Puasa adalah bentuk pengendalian diri. Ah, saya lebih suka menyebutnya dengan mendidik diri. Kalau yang namanya mendidik anak tidak boleh dimanja, nah begitu juga dengan memperlakukan diri sendiri.

"Hey badan, tetap kuat ya!" (bicara dengan badan sendiri)

Saya jadi teringat pertemuan Forum Hijau Bandung beberapa hari yang lalu mengenai "Ramadhan Hijau". Adalah sebuah fenomena menarik yang cukup menyentil saya, di mana di kala bulan Ramadhan, masyarakat kita cenderung lebih konsumtif. Itulah kenapa momen ini dimanfaatkan oleh sebagian pedagang untuk menaikan harga barang-barang pokok.

Mengapa?

Coba diingat-ingat. Biasanya memasak makan malam biasa-biasa saja, manakala untuk berbuka, apakah menjadi lebih "wah"? Seperti ada kecenderungan untuk memberi "penghargaan" pada diri sendiri atas usaha menahan lapar dan haus seharian. Atau bisa juga sebagai bentuk penyemangat dalam menjalani puasa sebulan penuh. Lantas, apakah sebegitu besarnya bentuk pengorbanan kita sehingga perlu diberi penghargaan terus menerus, sementara pada kenyataannya pengeluaran justru membengkak selama sebulan ini? Itu hanya salah satu bentuk pembenaran yang dibuat oleh kita sendiri, agar tidak ada perasaan bersalah.

Saya tidak munafik. Saya juga penikmat makanan enak. Terkadang justru ketika perasaan lapar itu membuncah, akan ada berbagai macam keinginan. Kita sebut saja namanya "lapar mata". Belum lagi ketika momen Lebaran itu menjadi momen di mana segala sesuatunya perlu dibuat besar-besaran, segalanya harus baru. 

"Baju baru.. alhamdulillah... Bisa dipakai di hari raya..."

Lalu bagaimana esensi tentang Ramadhan adalah sebuah latihan untuk mendidik hawa nafsu?
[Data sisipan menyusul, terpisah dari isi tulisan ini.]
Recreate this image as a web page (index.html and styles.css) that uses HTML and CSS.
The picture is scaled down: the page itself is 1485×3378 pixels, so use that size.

Ada sedikit ayat yang saya kutip :

Allah berfirman dalam surat [Al-A'Raaf] ayat 31:
"Hai anak Adam, pakailah pakaianmu yang indah di setiap (memasuki) mesjid, makan dan minumlah, dan janganlah berlebih-lebihan. Sesungguhnya Allah tidak menyukai orang-orang yang berlebih-lebihan"

Nabi S.A.W.juga bersabda:
"Kita ini adalah kaum yang makan bila lapar, dan makan tidak kenyang."


Dan bila dikaitkan dengan kesehatan pun, makan berlebihan setelah perut kosong dalam waktu yang panjang sangat tidak baik untuk kesehatan.

Segala bentuk hawa nafsu bukan melulu soal urusan perut. Belajar berkompromi dengan tubuh, kuasai hawa nafsu, belajar mendidik diri, tenangkan dan sucikan hati. Tubuh kita pun butuh "bernafas" dari proses metabolisme yang terus menerus berjalan tiada henti. Begitu pula dengan hati. Badan ini punya kita sendiri. Kalau bukan kita yang mencoba mengenal dan mengendalikannya, lalu siapa? Puasa adalah ajang kita berlatih! Dan beruntungnya lagi ada bentuk pahala yang dilipatgandakan. Wah, sekali mendayung, 2-3 pulau terlampaui! (Jadi berperibahasa sedikit)

Mohon maaf lahir dan batin. Semoga di bulan Ramadhan ini segala bentuk ibadah kita membawa berkah dan dilipatgandakan untuk kita semua.